On 24 August 2010 Tony Abbott famously stated, “I think we can have a kinder, gentler polity”. How that all changed just weeks later when he realised he was not going to be Prime Minister after all. In fact, he immediately and deliberately set out to trash and disrupt Parliament with a relentless barrage of negativity while at the same time claiming how dysfunctional the government was.
Just three years later, and after more than 70 failed attempts to suspend standing orders, the polls now tell us that he is set to become the next Prime Minister.
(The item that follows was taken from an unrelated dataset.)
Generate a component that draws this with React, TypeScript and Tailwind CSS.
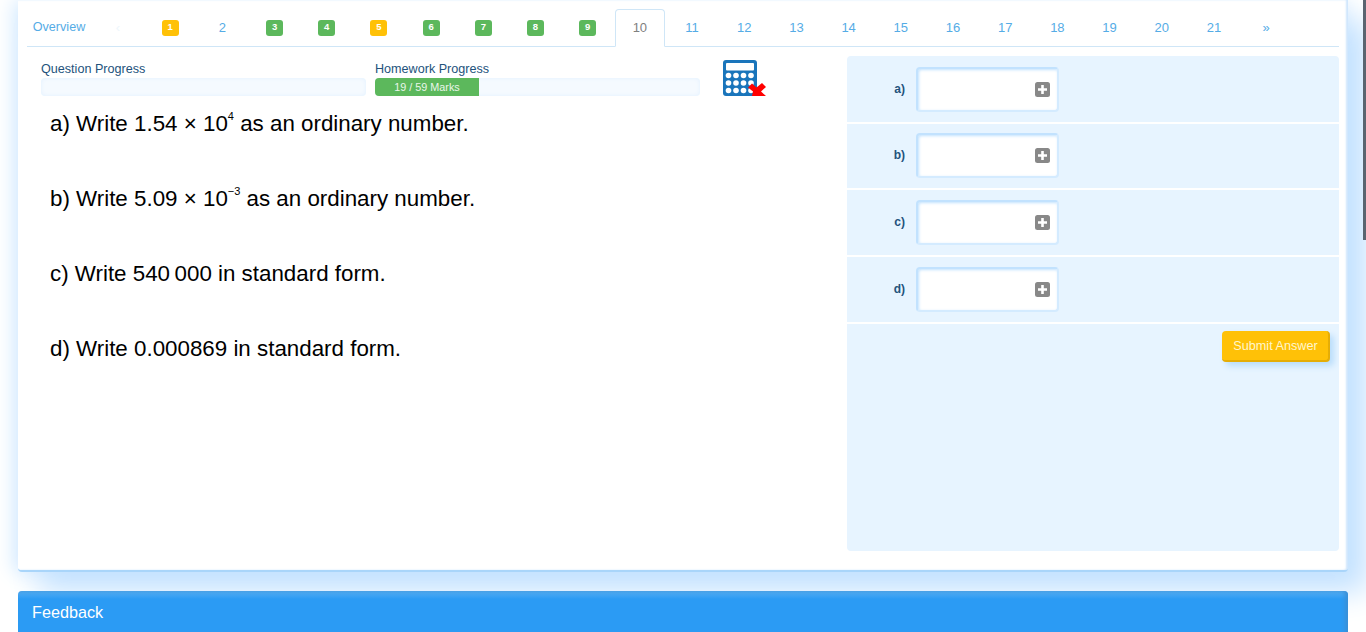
const tabs = [
  { label: "1", badge: "yellow" },
  { label: "2" },
  { label: "3", badge: "green" },
  { label: "4", badge: "green" },
  { label: "5", badge: "yellow" },
  { label: "6", badge: "green" },
  { label: "7", badge: "green" },
  { label: "8", badge: "green" },
  { label: "9", badge: "green" },
  { label: "10", active: true },
  ...[11, 12, 13, 14, 15, 16, 17, 18, 19, 20, 21].map((n) => ({ label: String(n) })),
  { label: "»" },
];

const answers = [
  { label: "a)", row: "h-[68px] pt-[11px]" },
  { label: "b)", row: "h-[66px] pt-[9px]" },
  { label: "c)", row: "h-[67px] pt-[10px]" },
  { label: "d)", row: "h-[67px] pt-[10px]" },
];

function Tab({ tab }: { tab: { label: string; badge?: string; active?: boolean } }) {
  if (tab.active) {
    return (
      <div className="mr-[2.2px] -mb-px flex h-[38px] w-[50px] items-center justify-center rounded-t border border-[#cfe6f7] border-b-white bg-white text-[13px] text-[#808080]">
        {tab.label}
      </div>
    );
  }
  return (
    <div className="mr-[2.2px] flex h-[37px] w-[50px] items-center justify-center text-[13px] text-[#55ace6]">
      {tab.badge ? (
        <span
          className={
            "flex h-4 w-[17px] items-center justify-center rounded-[3px] text-[9.5px] font-bold text-white " +
            (tab.badge === "yellow" ? "bg-[#ffc107]" : "bg-[#5cb85c]")
          }
        >
          {tab.label}
        </span>
      ) : (
        tab.label
      )}
    </div>
  );
}

function Progress({ label, children }: { label: string; children?: React.ReactNode }) {
  return (
    <div className="mt-[3px] w-[325px]">
      <div className="h-[19px] text-[12.6px] leading-[21px] text-[#23527c]">{label}</div>
      <div className="h-[18px] overflow-hidden rounded bg-[#f5faff] shadow-[inset_0_0_4px_#e2f1ff]">{children}</div>
    </div>
  );
}

function CalculatorIcon() {
  return (
    <svg width="43" height="36" viewBox="0 0 43 36" className="block">
      <rect x="0" y="0" width="34" height="36" rx="3" fill="#1a75bb" />
      <rect x="3" y="3" width="28" height="7.5" rx="1" fill="#fff" />
      {[15.5, 23, 30.5].map((cy) =>
        [5.5, 13, 20.5, 28].map((cx) => <circle key={`${cx}-${cy}`} cx={cx} cy={cy} r="2.8" fill="#fff" />),
      )}
      <path d="M25 27.5 L29 23.5 L33.5 27.5 L39 23 L43 27 L38 31.5 L43 36 L29 36 L30 31.5 Z" fill="#f00" />
    </svg>
  );
}

function Question({ children }: { children: React.ReactNode }) {
  return <p className="h-[75px] text-[22.35px] leading-[30px] text-black">{children}</p>;
}

function Exp({ children }: { children: React.ReactNode }) {
  return <sup className="relative -top-[3px] align-super text-[11px] leading-none">{children}</sup>;
}

export default function App() {
  return (
    <div className="relative h-[632px] overflow-hidden bg-white font-['Liberation_Sans',Arial,sans-serif]">
      {/* scrollbar thumb */}
      <div className="absolute right-0 top-0 z-10 h-[240px] w-[3px] bg-[#5a6470]" />

      <div className="ml-[18px] h-[572px] w-[1330px] rounded-b border-b-2 border-[#a9d5fa] bg-white px-[9px] pt-[9px] shadow-[20px_20px_30px_#c4e2ff,-4px_0_20px_#d2e9ff,inset_-2px_0_2px_#cfe6fd]">
        <div className="flex h-[38px] items-start border-b border-[#cfe6f7]">
          <div className="mr-[2px] flex h-[37px] w-[64px] items-center justify-center text-[12.6px] text-[#55ace6]">
            Overview
          </div>
          <div className="mr-[2.2px] flex h-[37px] w-[50px] items-center justify-center text-[13px] text-[#eef6fc]">‹</div>
          {tabs.map((tab) => (
            <Tab key={tab.label} tab={tab} />
          ))}
        </div>

        <div className="flex pt-[9px]">
          <div className="w-[820px] pl-[14px]">
            <div className="flex items-start gap-[9px]">
              <Progress label="Question Progress" />
              <Progress label="Homework Progress">
                <div className="flex h-[18px] w-[104px] items-center justify-center bg-[#5cb85c] text-[10.8px] text-[#eaf6ea]">
                  19 / 59 Marks
                </div>
              </Progress>
              <div className="ml-[13.5px] mt-[4px]">
                <CalculatorIcon />
              </div>
            </div>
            <div className="pl-[9px] pt-[13px]">
              <Question>
                a) Write 1.54 × 10<Exp>4</Exp> as an ordinary number.
              </Question>
              <Question>
                b) Write 5.09 × 10<Exp>−3</Exp> as an ordinary number.
              </Question>
              <Question>c) Write 540{"\u2009"}000 in standard form.</Question>
              <Question>d) Write 0.000869 in standard form.</Question>
            </div>
          </div>

          <div className="flex h-[495px] w-[492px] flex-col overflow-hidden rounded bg-[#e7f4ff]">
            {answers.map((a) => (
              <div key={a.label} className={"flex shrink-0 items-start border-b-2 border-white " + a.row}>
                <div className="mt-[14px] w-[58px] text-right text-[12px] font-bold leading-4 text-[#23527c]">{a.label}</div>
                <div className="ml-[11px] flex h-[45px] w-[143px] items-center justify-end rounded-[4px] border-2 border-[#c2e2fe] border-b-[#d4ebff] border-r-[#d4ebff] bg-white pr-[7px] shadow-[inset_1px_1px_3px_#c2e2fe]">
                  <svg width="15" height="15" viewBox="0 0 15 15" className="block">
                    <rect width="15" height="15" rx="2.5" fill="#888" />
                    <path d="M7.5 3v9M3 7.5h9" stroke="#fff" strokeWidth="2.6" />
                  </svg>
                </div>
              </div>
            ))}
            <div className="flex justify-end pr-[9px] pt-[7px]">
              <button className="h-[31px] w-[108px] rounded border-b-2 border-r-2 border-[#e5ad06] bg-[#ffc107] pl-px pt-[3px] text-[12.7px] text-[#fff6cc] shadow-[4px_4px_6px_#b9ddfb]">
                Submit Answer
              </button>
            </div>
          </div>
        </div>
      </div>

      <div className="ml-[18px] mt-[19px] flex h-[60px] w-[1330px] items-start rounded-t bg-[linear-gradient(#56aef2,#2b9bf4_8px)] pl-[14px] pt-[11px] text-[16.2px] leading-5 text-white shadow-[inset_-3px_0_4px_#3a8fd6]">
        Feedback
      </div>
    </div>
  );
}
His frustration at having had to wait a full term shows as he continues to call this government 'the worst in history'.
However, if the government was so bad, why did Tony Abbott once wistfully opine that the Howard government should have signed the Kyoto Protocol and given the apology to Indigenous peoples?
If it was so bad, how was it able to pass such important legislation such as the Better Schools Plan, aged care reform, the national disability insurance scheme and to invest more in rail than all the previous governments in Australia’s history?
If it was so bad how was it able to resolve the Murray-Darling basin wrangle and build a real NBN?
Even the contentious carbon price, subject to one of the most dishonest scare campaigns in recent Australian political history, actually achieved a reduction in carbon emissions by 8.6% and drive a 30% increase in the use of renewable energy.
Indeed, it should be remembered, that despite holding minority government, and despite one of the most negative, disruptive and disingenuous Oppositions in Australian history, Labor was still able to secure a remarkable number of significant and far reaching reforms.